### DATA SHOWN
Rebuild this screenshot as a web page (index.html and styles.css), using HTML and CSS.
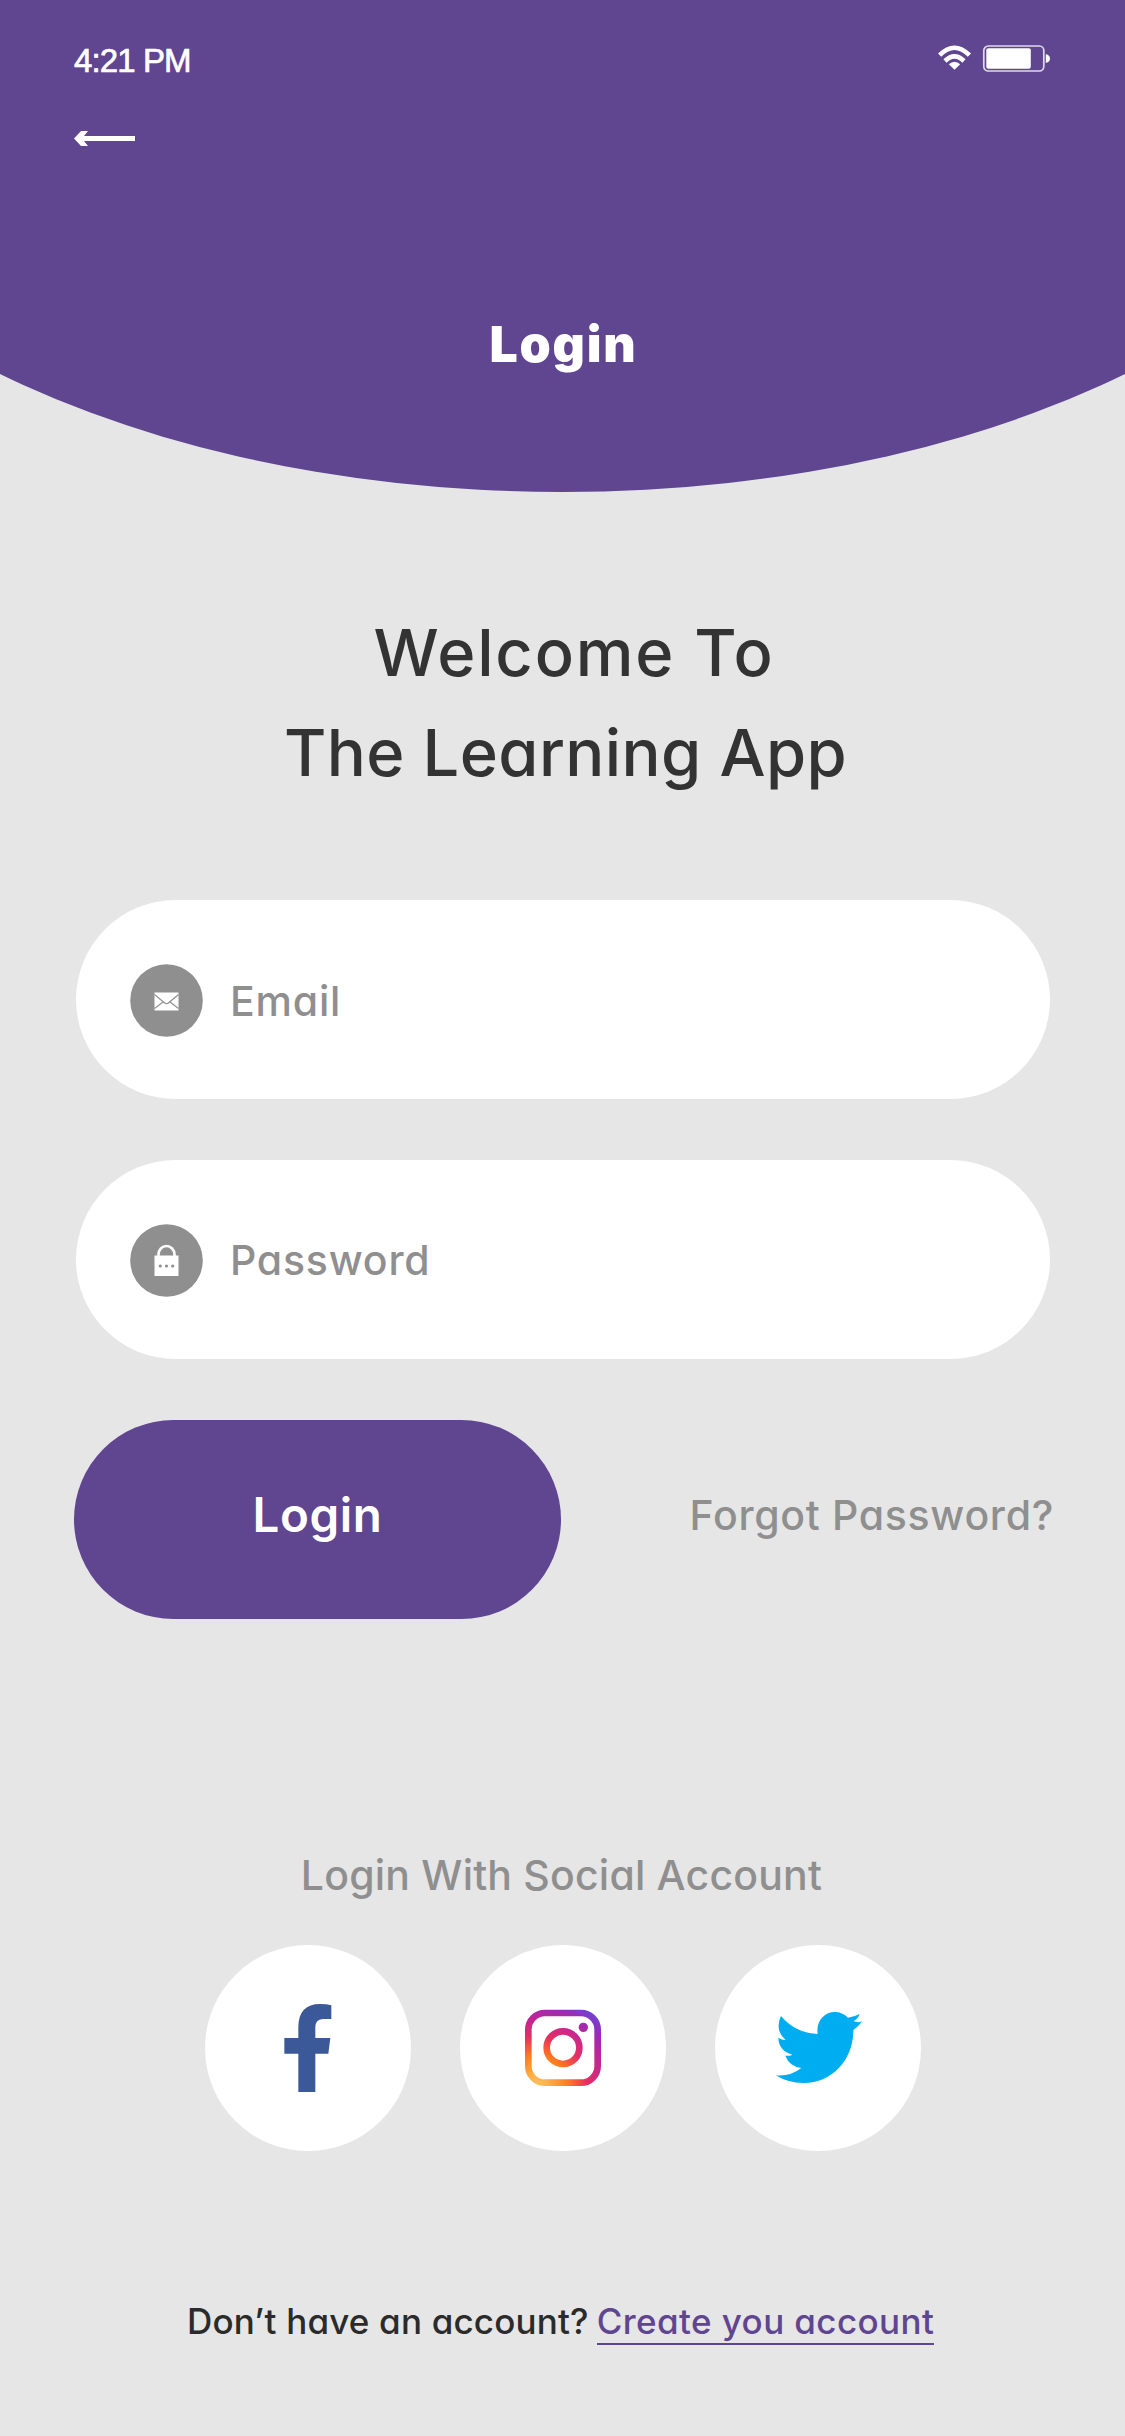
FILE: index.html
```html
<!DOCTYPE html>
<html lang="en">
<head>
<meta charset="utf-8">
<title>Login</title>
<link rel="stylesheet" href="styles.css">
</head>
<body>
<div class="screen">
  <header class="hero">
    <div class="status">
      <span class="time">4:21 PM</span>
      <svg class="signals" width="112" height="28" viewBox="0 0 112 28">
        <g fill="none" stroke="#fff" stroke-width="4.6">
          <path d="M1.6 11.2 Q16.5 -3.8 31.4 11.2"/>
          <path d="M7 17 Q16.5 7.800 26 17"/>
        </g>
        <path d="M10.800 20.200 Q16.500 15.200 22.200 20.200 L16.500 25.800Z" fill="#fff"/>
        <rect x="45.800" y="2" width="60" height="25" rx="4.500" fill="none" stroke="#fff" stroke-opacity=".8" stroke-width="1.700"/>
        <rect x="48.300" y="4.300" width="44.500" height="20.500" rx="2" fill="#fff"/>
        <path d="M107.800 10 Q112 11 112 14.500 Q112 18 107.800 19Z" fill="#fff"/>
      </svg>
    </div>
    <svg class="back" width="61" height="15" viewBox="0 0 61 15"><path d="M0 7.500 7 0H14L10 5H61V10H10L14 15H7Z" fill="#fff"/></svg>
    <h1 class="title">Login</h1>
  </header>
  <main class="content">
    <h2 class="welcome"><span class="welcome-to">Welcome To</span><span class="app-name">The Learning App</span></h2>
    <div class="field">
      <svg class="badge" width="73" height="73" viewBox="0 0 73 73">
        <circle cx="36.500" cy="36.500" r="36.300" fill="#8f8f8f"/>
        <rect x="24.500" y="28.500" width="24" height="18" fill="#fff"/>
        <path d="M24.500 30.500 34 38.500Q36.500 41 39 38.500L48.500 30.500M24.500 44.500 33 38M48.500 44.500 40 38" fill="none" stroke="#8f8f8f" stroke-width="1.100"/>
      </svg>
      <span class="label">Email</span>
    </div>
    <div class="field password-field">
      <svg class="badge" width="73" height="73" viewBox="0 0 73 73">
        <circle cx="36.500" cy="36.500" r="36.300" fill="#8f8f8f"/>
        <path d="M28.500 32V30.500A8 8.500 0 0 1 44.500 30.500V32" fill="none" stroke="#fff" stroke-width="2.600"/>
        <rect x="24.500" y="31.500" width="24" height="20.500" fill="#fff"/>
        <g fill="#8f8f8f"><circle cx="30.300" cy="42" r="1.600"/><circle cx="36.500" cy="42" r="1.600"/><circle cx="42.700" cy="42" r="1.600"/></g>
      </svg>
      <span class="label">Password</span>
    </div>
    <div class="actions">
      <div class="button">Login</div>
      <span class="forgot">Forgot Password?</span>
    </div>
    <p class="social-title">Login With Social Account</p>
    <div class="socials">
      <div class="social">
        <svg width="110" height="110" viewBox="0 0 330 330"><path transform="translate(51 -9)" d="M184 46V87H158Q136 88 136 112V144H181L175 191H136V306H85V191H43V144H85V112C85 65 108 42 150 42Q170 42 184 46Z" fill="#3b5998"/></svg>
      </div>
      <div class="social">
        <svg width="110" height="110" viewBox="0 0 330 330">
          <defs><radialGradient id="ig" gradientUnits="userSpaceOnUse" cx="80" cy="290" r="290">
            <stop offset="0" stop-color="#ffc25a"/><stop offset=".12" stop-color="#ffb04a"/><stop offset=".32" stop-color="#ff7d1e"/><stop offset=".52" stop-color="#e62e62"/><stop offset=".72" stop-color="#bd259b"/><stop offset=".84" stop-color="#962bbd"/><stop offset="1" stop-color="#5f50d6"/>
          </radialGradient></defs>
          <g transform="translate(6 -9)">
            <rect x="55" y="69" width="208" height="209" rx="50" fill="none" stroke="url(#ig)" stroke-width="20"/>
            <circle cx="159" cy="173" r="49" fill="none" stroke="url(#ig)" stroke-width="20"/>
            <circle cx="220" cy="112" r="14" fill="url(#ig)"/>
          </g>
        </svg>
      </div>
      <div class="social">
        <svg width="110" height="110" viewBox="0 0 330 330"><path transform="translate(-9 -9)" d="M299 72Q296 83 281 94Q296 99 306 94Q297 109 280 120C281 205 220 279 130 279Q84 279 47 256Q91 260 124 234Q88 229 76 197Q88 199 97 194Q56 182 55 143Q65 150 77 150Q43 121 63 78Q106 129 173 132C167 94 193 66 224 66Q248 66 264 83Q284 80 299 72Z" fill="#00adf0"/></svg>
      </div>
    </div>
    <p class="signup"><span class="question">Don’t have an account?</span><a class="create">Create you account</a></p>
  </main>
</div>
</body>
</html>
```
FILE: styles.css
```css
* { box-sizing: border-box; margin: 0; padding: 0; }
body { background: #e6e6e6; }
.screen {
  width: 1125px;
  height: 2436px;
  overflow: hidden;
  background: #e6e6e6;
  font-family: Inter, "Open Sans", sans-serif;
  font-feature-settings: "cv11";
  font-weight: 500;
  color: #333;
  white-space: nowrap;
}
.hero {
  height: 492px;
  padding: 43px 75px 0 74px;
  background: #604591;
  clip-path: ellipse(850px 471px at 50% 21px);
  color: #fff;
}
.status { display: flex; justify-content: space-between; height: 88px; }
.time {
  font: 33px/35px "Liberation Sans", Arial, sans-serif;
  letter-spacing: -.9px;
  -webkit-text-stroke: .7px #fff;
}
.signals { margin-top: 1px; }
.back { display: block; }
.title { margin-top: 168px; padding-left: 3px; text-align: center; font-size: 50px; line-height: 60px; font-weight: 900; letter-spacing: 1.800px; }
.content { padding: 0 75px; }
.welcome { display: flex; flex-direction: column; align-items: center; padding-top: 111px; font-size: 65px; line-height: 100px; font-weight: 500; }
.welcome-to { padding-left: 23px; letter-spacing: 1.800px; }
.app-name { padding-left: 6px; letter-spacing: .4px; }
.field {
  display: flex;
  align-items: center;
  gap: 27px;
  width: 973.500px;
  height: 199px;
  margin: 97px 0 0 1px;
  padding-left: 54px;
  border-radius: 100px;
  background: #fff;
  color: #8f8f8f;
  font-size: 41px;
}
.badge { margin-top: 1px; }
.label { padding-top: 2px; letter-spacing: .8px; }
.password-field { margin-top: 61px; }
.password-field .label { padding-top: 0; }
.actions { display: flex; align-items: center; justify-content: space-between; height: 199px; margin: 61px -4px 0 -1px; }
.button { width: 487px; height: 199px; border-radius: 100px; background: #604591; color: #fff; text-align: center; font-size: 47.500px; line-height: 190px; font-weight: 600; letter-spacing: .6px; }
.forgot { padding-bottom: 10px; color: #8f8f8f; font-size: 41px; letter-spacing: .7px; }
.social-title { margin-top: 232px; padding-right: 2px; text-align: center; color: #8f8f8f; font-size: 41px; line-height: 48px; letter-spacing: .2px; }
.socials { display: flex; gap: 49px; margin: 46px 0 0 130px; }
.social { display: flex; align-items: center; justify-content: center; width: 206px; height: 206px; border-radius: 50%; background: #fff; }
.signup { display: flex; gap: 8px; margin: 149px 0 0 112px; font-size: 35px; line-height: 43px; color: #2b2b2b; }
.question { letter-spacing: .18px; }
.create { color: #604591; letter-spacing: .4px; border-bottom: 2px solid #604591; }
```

### WHAT THE EXERCISE ASKS
Retype the whole listing, keeping every line identical and omitting all pictures.

### SOLUTION FOR THIS TASK
Rebuild this screenshot as a web page (index.html and styles.css), using HTML and CSS.
FILE: index.html
```html
<!DOCTYPE html>
<html lang="en">
<head>
<meta charset="utf-8">
<title>Login</title>
<link rel="stylesheet" href="styles.css">
</head>
<body>
<div class="screen">
  <header class="hero">
    <div class="status">
      <span class="time">4:21 PM</span>
      <svg class="signals" width="112" height="28" viewBox="0 0 112 28">
        <g fill="none" stroke="#fff" stroke-width="4.6">
          <path d="M1.6 11.2 Q16.5 -3.8 31.4 11.2"/>
          <path d="M7 17 Q16.5 7.800 26 17"/>
        </g>
        <path d="M10.800 20.200 Q16.500 15.200 22.200 20.200 L16.500 25.800Z" fill="#fff"/>
        <rect x="45.800" y="2" width="60" height="25" rx="4.500" fill="none" stroke="#fff" stroke-opacity=".8" stroke-width="1.700"/>
        <rect x="48.300" y="4.300" width="44.500" height="20.500" rx="2" fill="#fff"/>
        <path d="M107.800 10 Q112 11 112 14.500 Q112 18 107.800 19Z" fill="#fff"/>
      </svg>
    </div>
    <svg class="back" width="61" height="15" viewBox="0 0 61 15"><path d="M0 7.500 7 0H14L10 5H61V10H10L14 15H7Z" fill="#fff"/></svg>
    <h1 class="title">Login</h1>
  </header>
  <main class="content">
    <h2 class="welcome"><span class="welcome-to">Welcome To</span><span class="app-name">The Learning App</span></h2>
    <div class="field">
      <svg class="badge" width="73" height="73" viewBox="0 0 73 73">
        <circle cx="36.500" cy="36.500" r="36.300" fill="#8f8f8f"/>
        <rect x="24.500" y="28.500" width="24" height="18" fill="#fff"/>
        <path d="M24.500 30.500 34 38.500Q36.500 41 39 38.500L48.500 30.500M24.500 44.500 33 38M48.500 44.500 40 38" fill="none" stroke="#8f8f8f" stroke-width="1.100"/>
      </svg>
      <span class="label">Email</span>
    </div>
    <div class="field password-field">
      <svg class="badge" width="73" height="73" viewBox="0 0 73 73">
        <circle cx="36.500" cy="36.500" r="36.300" fill="#8f8f8f"/>
        <path d="M28.500 32V30.500A8 8.500 0 0 1 44.500 30.500V32" fill="none" stroke="#fff" stroke-width="2.600"/>
        <rect x="24.500" y="31.500" width="24" height="20.500" fill="#fff"/>
        <g fill="#8f8f8f"><circle cx="30.300" cy="42" r="1.600"/><circle cx="36.500" cy="42" r="1.600"/><circle cx="42.700" cy="42" r="1.600"/></g>
      </svg>
      <span class="label">Password</span>
    </div>
    <div class="actions">
      <div class="button">Login</div>
      <span class="forgot">Forgot Password?</span>
    </div>
    <p class="social-title">Login With Social Account</p>
    <div class="socials">
      <div class="social">
        <svg width="110" height="110" viewBox="0 0 330 330"><path transform="translate(51 -9)" d="M184 46V87H158Q136 88 136 112V144H181L175 191H136V306H85V191H43V144H85V112C85 65 108 42 150 42Q170 42 184 46Z" fill="#3b5998"/></svg>
      </div>
      <div class="social">
        <svg width="110" height="110" viewBox="0 0 330 330">
          <defs><radialGradient id="ig" gradientUnits="userSpaceOnUse" cx="80" cy="290" r="290">
            <stop offset="0" stop-color="#ffc25a"/><stop offset=".12" stop-color="#ffb04a"/><stop offset=".32" stop-color="#ff7d1e"/><stop offset=".52" stop-color="#e62e62"/><stop offset=".72" stop-color="#bd259b"/><stop offset=".84" stop-color="#962bbd"/><stop offset="1" stop-color="#5f50d6"/>
          </radialGradient></defs>
          <g transform="translate(6 -9)">
            <rect x="55" y="69" width="208" height="209" rx="50" fill="none" stroke="url(#ig)" stroke-width="20"/>
            <circle cx="159" cy="173" r="49" fill="none" stroke="url(#ig)" stroke-width="20"/>
            <circle cx="220" cy="112" r="14" fill="url(#ig)"/>
          </g>
        </svg>
      </div>
      <div class="social">
        <svg width="110" height="110" viewBox="0 0 330 330"><path transform="translate(-9 -9)" d="M299 72Q296 83 281 94Q296 99 306 94Q297 109 280 120C281 205 220 279 130 279Q84 279 47 256Q91 260 124 234Q88 229 76 197Q88 199 97 194Q56 182 55 143Q65 150 77 150Q43 121 63 78Q106 129 173 132C167 94 193 66 224 66Q248 66 264 83Q284 80 299 72Z" fill="#00adf0"/></svg>
      </div>
    </div>
    <p class="signup"><span class="question">Don’t have an account?</span><a class="create">Create you account</a></p>
  </main>
</div>
</body>
</html>
```
FILE: styles.css
```css
* { box-sizing: border-box; margin: 0; padding: 0; }
body { background: #e6e6e6; }
.screen {
  width: 1125px;
  height: 2436px;
  overflow: hidden;
  background: #e6e6e6;
  font-family: Inter, "Open Sans", sans-serif;
  font-feature-settings: "cv11";
  font-weight: 500;
  color: #333;
  white-space: nowrap;
}
.hero {
  height: 492px;
  padding: 43px 75px 0 74px;
  background: #604591;
  clip-path: ellipse(850px 471px at 50% 21px);
  color: #fff;
}
.status { display: flex; justify-content: space-between; height: 88px; }
.time {
  font: 33px/35px "Liberation Sans", Arial, sans-serif;
  letter-spacing: -.9px;
  -webkit-text-stroke: .7px #fff;
}
.signals { margin-top: 1px; }
.back { display: block; }
.title { margin-top: 168px; padding-left: 3px; text-align: center; font-size: 50px; line-height: 60px; font-weight: 900; letter-spacing: 1.800px; }
.content { padding: 0 75px; }
.welcome { display: flex; flex-direction: column; align-items: center; padding-top: 111px; font-size: 65px; line-height: 100px; font-weight: 500; }
.welcome-to { padding-left: 23px; letter-spacing: 1.800px; }
.app-name { padding-left: 6px; letter-spacing: .4px; }
.field {
  display: flex;
  align-items: center;
  gap: 27px;
  width: 973.500px;
  height: 199px;
  margin: 97px 0 0 1px;
  padding-left: 54px;
  border-radius: 100px;
  background: #fff;
  color: #8f8f8f;
  font-size: 41px;
}
.badge { margin-top: 1px; }
.label { padding-top: 2px; letter-spacing: .8px; }
.password-field { margin-top: 61px; }
.password-field .label { padding-top: 0; }
.actions { display: flex; align-items: center; justify-content: space-between; height: 199px; margin: 61px -4px 0 -1px; }
.button { width: 487px; height: 199px; border-radius: 100px; background: #604591; color: #fff; text-align: center; font-size: 47.500px; line-height: 190px; font-weight: 600; letter-spacing: .6px; }
.forgot { padding-bottom: 10px; color: #8f8f8f; font-size: 41px; letter-spacing: .7px; }
.social-title { margin-top: 232px; padding-right: 2px; text-align: center; color: #8f8f8f; font-size: 41px; line-height: 48px; letter-spacing: .2px; }
.socials { display: flex; gap: 49px; margin: 46px 0 0 130px; }
.social { display: flex; align-items: center; justify-content: center; width: 206px; height: 206px; border-radius: 50%; background: #fff; }
.signup { display: flex; gap: 8px; margin: 149px 0 0 112px; font-size: 35px; line-height: 43px; color: #2b2b2b; }
.question { letter-spacing: .18px; }
.create { color: #604591; letter-spacing: .4px; border-bottom: 2px solid #604591; }
```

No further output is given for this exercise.